Why Simple Spoofs Fail
To understand why SilentMoonwalk's approach is necessary, consider what happens when you simply overwrite a return address on the stack:
C++// Naive approach: just overwrite the return address before sleeping
void NaiveSpoof() {
// Save real return address
PVOID realRetAddr = _ReturnAddress();
// Overwrite with address inside kernel32
// This is on the stack, so we can modify it
*(PVOID*)(_AddressOfReturnAddress()) = (PVOID)kernel32_SleepEx_addr;
// Now sleep - the stack shows kernel32!SleepEx as caller
SleepEx(5000, FALSE);
// Restore (we wake up here via the real return)
// PROBLEM: RtlVirtualUnwind will try to unwind from kernel32!SleepEx
// and the unwind codes won't match the actual stack frame layout.
// The stack pointer deltas will be wrong, and the unwind will
// either crash or produce garbage frames above this point.
}The problem is that RtlVirtualUnwind uses UNWIND_INFO metadata to determine how much stack space a function allocated. If you claim the return address is inside SleepEx, the unwinder will apply SleepEx's unwind codes to the stack, computing wrong RSP values and following garbage pointers for every subsequent frame. The entire unwind chain collapses.

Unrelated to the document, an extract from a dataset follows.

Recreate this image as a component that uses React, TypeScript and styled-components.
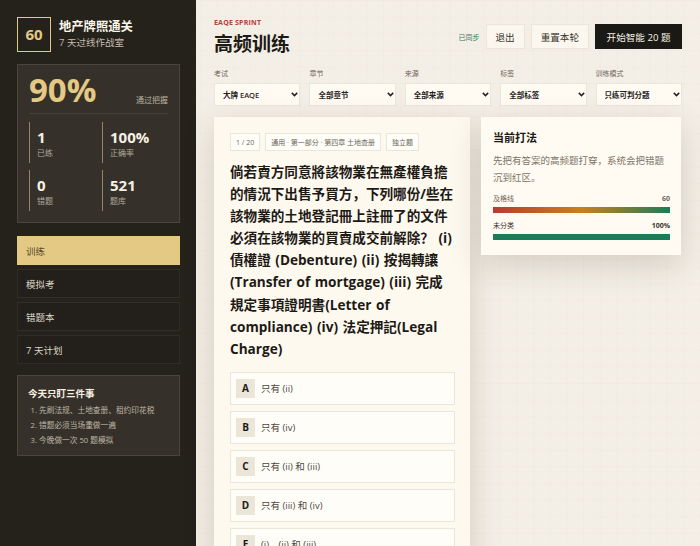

The SilentMoonwalk Promise
SilentMoonwalk solves this by building stack frames where the return address, RSP offsets, and frame layout all agree with the unwind metadata of the spoofed function. When RtlVirtualUnwind processes each frame, the math checks out: the frame size matches the unwind codes, the return address is at the expected offset, and the unwinder smoothly transitions to the next frame in the chain. The result is a complete, walkable call stack that looks indistinguishable from a legitimate one.
Pop Quiz: EDR Stack Telemetry
Q1: Why are kernel-captured ETW stack traces particularly hard to spoof?
Q2: What makes an unbacked return address suspicious to an EDR?
Q3: Why does simply overwriting a return address with a legitimate address fail against RtlVirtualUnwind-based inspection?